SHORT TASK –
Retype word for word the first line of the listing and each line after it up to the line with "const [selected, setSelected]", with the pictures taken out.

◆ ◆ ◆ ◆ ◆ ◆ ◆

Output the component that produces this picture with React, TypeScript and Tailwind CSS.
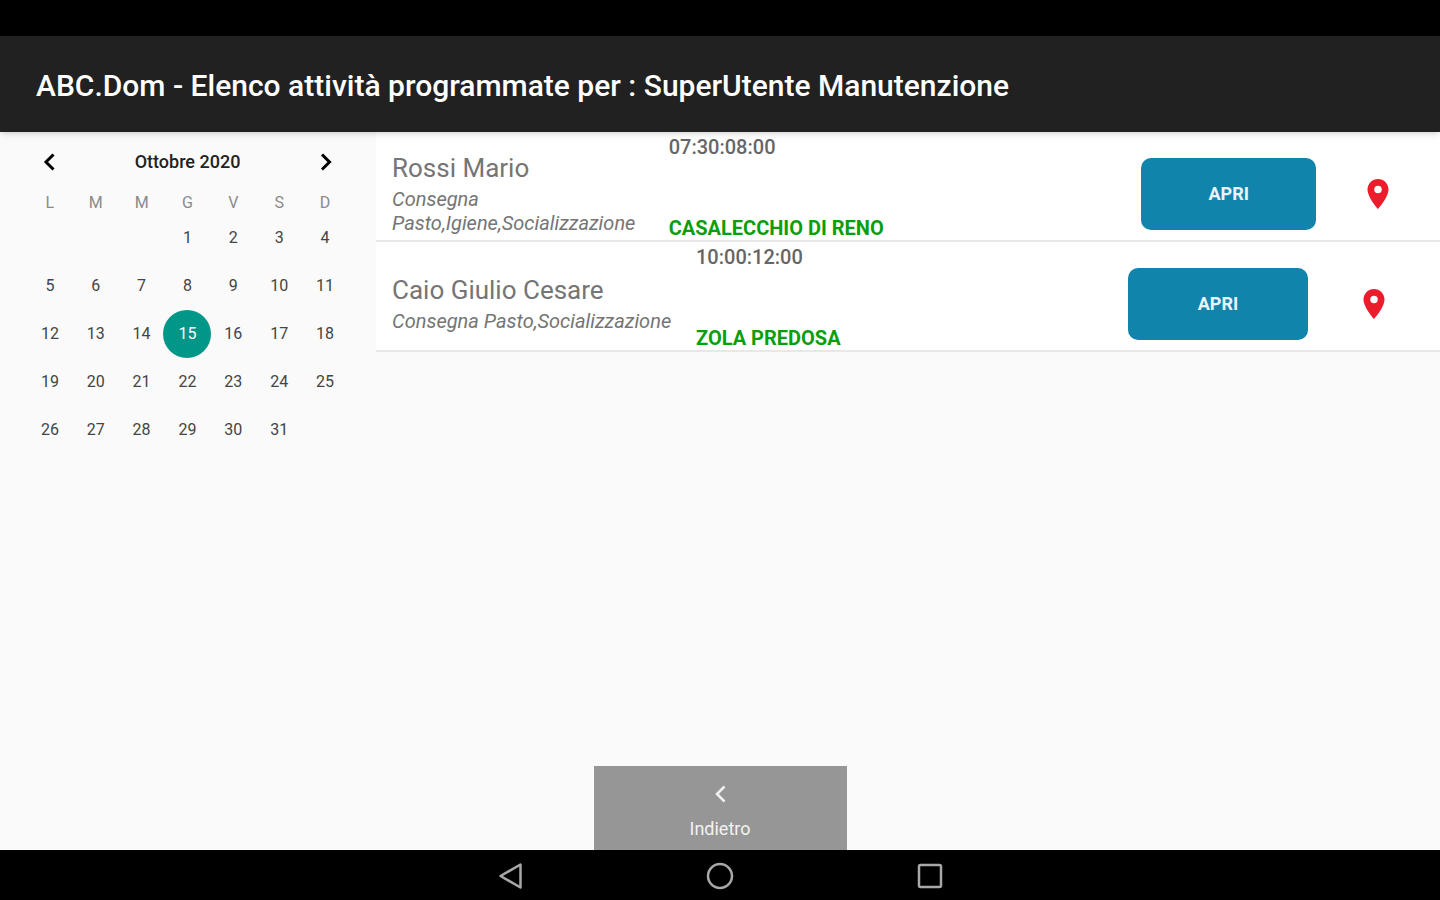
import { useState } from 'react';
import { MdLocationOn } from 'react-icons/md';

interface Activity {
  id: number;
  name: string;
  services: string;
  time: string;
  place: string;
  columns: string;
}

const ACTIVITIES: Activity[] = [
  {
    id: 1,
    name: 'Rossi Mario',
    services: 'Consegna Pasto,Igiene,Socializzazione',
    time: '07:30:08:00',
    place: 'CASALECCHIO DI RENO',
    columns: 'grid-cols-[277fr_473fr_175fr_124fr]',
  },
  {
    id: 2,
    name: 'Caio Giulio Cesare',
    services: 'Consegna Pasto,Socializzazione',
    time: '10:00:12:00',
    place: 'ZOLA PREDOSA',
    columns: 'grid-cols-[304fr_432fr_180fr_132fr]',
  },
];

const WEEKDAYS = ['L', 'M', 'M', 'G', 'V', 'S', 'D'];
const FIRST_OFFSET = 3; // 1 October 2020 is a Thursday
const DAYS_IN_MONTH = 31;

const WEEKS = Array.from({ length: 5 }, (_, week) =>
  Array.from({ length: 7 }, (_, i) => {
    const day = week * 7 + i - FIRST_OFFSET + 1;
    return day >= 1 && day <= DAYS_IN_MONTH ? day : null;
  })
);

function Chevron({ direction, className }: { direction: 'left' | 'right'; className: string }) {
  return (
    <svg viewBox="0 0 12 18" className={className} fill="none" stroke="currentColor" aria-hidden="true">
      <path d={direction === 'left' ? 'M10.5 1.5 3 9l7.5 7.5' : 'M2 1.5 9.5 9 2 16.5'} />
    </svg>
  );
}

function Calendar() {
  const [selected, setSelected] = useState(15);

  return (
    <section className="w-[376px] shrink-0 pl-[27px] pr-7" aria-label="Calendario">
      <div className="flex h-[60px] items-center justify-between px-4">
        <button aria-label="Mese precedente">
          <Chevron direction="left" className="h-[18px] w-3 stroke-[3]" />
        </button>
        <h2 className="text-lg font-medium text-[#222]">Ottobre 2020</h2>
        <button aria-label="Mese successivo">
          <Chevron direction="right" className="h-[18px] w-3 stroke-[3]" />
        </button>
      </div>

      <table className="w-full table-fixed">
        <thead>
          <tr className="h-[22px]">
            {WEEKDAYS.map((d, i) => (
              <th key={i} scope="col" className="p-0 text-base leading-5 font-normal text-[#8a8a8a]">
                {d}
              </th>
            ))}
          </tr>
        </thead>
        <tbody>
          {WEEKS.map((week, w) => (
            <tr key={w}>
              {week.map((day, i) => (
                <td key={i} className="p-0">
                  {day && (
                    <div className="flex justify-center">
                      <button
                        onClick={() => setSelected(day)}
                        className={`h-12 w-12 shrink-0 rounded-full text-base ${
                          day === selected ? 'bg-[#009688] text-white' : 'text-[#444]'
                        }`}
                      >
                        {day}
                      </button>
                    </div>
                  )}
                </td>
              ))}
            </tr>
          ))}
        </tbody>
      </table>
    </section>
  );
}

function ActivityRow({ activity }: { activity: Activity }) {
  return (
    <li className={`grid min-h-[110px] border-b-2 border-[#e8e8e8] bg-white pl-4 ${activity.columns}`}>
      <div className="flex flex-col justify-center gap-1 pt-4">
        <h3 className="text-[26px] leading-[30px] text-[#757575]">{activity.name}</h3>
        <p className="text-xl leading-6 text-[#757575] italic">{activity.services}</p>
      </div>
      <div className="flex flex-col justify-between pt-[3px] text-xl leading-6">
        <p className="font-medium text-[#666]">{activity.time}</p>
        <p className="font-bold text-[#0a9f0a]">{activity.place}</p>
      </div>
      <div className="pt-[26px] pb-[10px]">
        <button className="h-[72px] w-full rounded-[10px] bg-[#1184ab] text-lg font-bold text-[#e8f4f8]">APRI</button>
      </div>
      <div className="flex items-center justify-center pt-4">
        <button aria-label={`Mappa ${activity.place}`}>
          <MdLocationOn className="size-9 text-[#ec1c2c]" />
        </button>
      </div>
    </li>
  );
}

function NavigationBar() {
  return (
    <nav className="flex h-[50px] items-center justify-center gap-[182px] bg-black pt-0.5 text-[#a8a8a8]">
      <button aria-label="Indietro di sistema">
        <svg viewBox="0 0 28 28" className="size-7" fill="none" stroke="currentColor" strokeWidth="2.5" strokeLinejoin="round">
          <path d="M24.5 2.5v23L4.5 14z" />
        </svg>
      </button>
      <button aria-label="Home">
        <svg viewBox="0 0 28 28" className="size-7" fill="none" stroke="currentColor" strokeWidth="2.5">
          <circle cx="14" cy="14" r="12" />
        </svg>
      </button>
      <button aria-label="App recenti">
        <svg viewBox="0 0 28 28" className="size-7" fill="none" stroke="currentColor" strokeWidth="2.5">
          <rect x="3" y="3" width="22" height="22" rx="1.5" />
        </svg>
      </button>
    </nav>
  );
}

export default function App() {
  return (
    <div className="flex min-h-screen flex-col bg-[#fafafa] font-['Roboto',sans-serif]">
      <div className="h-9 bg-black" />
      <header className="z-10 flex h-24 items-center bg-[#212121] px-9 pt-1 shadow-md">
        <h1 className="text-[30px] leading-9 font-medium text-white">
          ABC.Dom - Elenco attività programmate per : SuperUtente Manutenzione
        </h1>
      </header>

      <main className="flex flex-1 flex-col">
        <div className="flex flex-1">
          <Calendar />
          <ul className="flex-1">
            {ACTIVITIES.map((a) => (
              <ActivityRow key={a.id} activity={a} />
            ))}
          </ul>
        </div>
        <button className="flex h-[84px] w-[253px] flex-col items-center justify-center gap-3.5 self-center bg-[#969696] pt-2.5 text-[#f2f2f2]">
          <Chevron direction="left" className="h-[18px] w-3 stroke-[2.5]" />
          <span className="text-lg leading-6">Indietro</span>
        </button>
      </main>

      <NavigationBar />
    </div>
  );
}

◆ ◆ ◆ ◆ ◆ ◆ ◆

THE OUTPUT –
Output the component that produces this picture with React, TypeScript and Tailwind CSS.
import { useState } from 'react';
import { MdLocationOn } from 'react-icons/md';

interface Activity {
  id: number;
  name: string;
  services: string;
  time: string;
  place: string;
  columns: string;
}

const ACTIVITIES: Activity[] = [
  {
    id: 1,
    name: 'Rossi Mario',
    services: 'Consegna Pasto,Igiene,Socializzazione',
    time: '07:30:08:00',
    place: 'CASALECCHIO DI RENO',
    columns: 'grid-cols-[277fr_473fr_175fr_124fr]',
  },
  {
    id: 2,
    name: 'Caio Giulio Cesare',
    services: 'Consegna Pasto,Socializzazione',
    time: '10:00:12:00',
    place: 'ZOLA PREDOSA',
    columns: 'grid-cols-[304fr_432fr_180fr_132fr]',
  },
];

const WEEKDAYS = ['L', 'M', 'M', 'G', 'V', 'S', 'D'];
const FIRST_OFFSET = 3; // 1 October 2020 is a Thursday
const DAYS_IN_MONTH = 31;

const WEEKS = Array.from({ length: 5 }, (_, week) =>
  Array.from({ length: 7 }, (_, i) => {
    const day = week * 7 + i - FIRST_OFFSET + 1;
    return day >= 1 && day <= DAYS_IN_MONTH ? day : null;
  })
);

function Chevron({ direction, className }: { direction: 'left' | 'right'; className: string }) {
  return (
    <svg viewBox="0 0 12 18" className={className} fill="none" stroke="currentColor" aria-hidden="true">
      <path d={direction === 'left' ? 'M10.5 1.5 3 9l7.5 7.5' : 'M2 1.5 9.5 9 2 16.5'} />
    </svg>
  );
}

function Calendar() {
  const [selected, setSelected] = useState(15);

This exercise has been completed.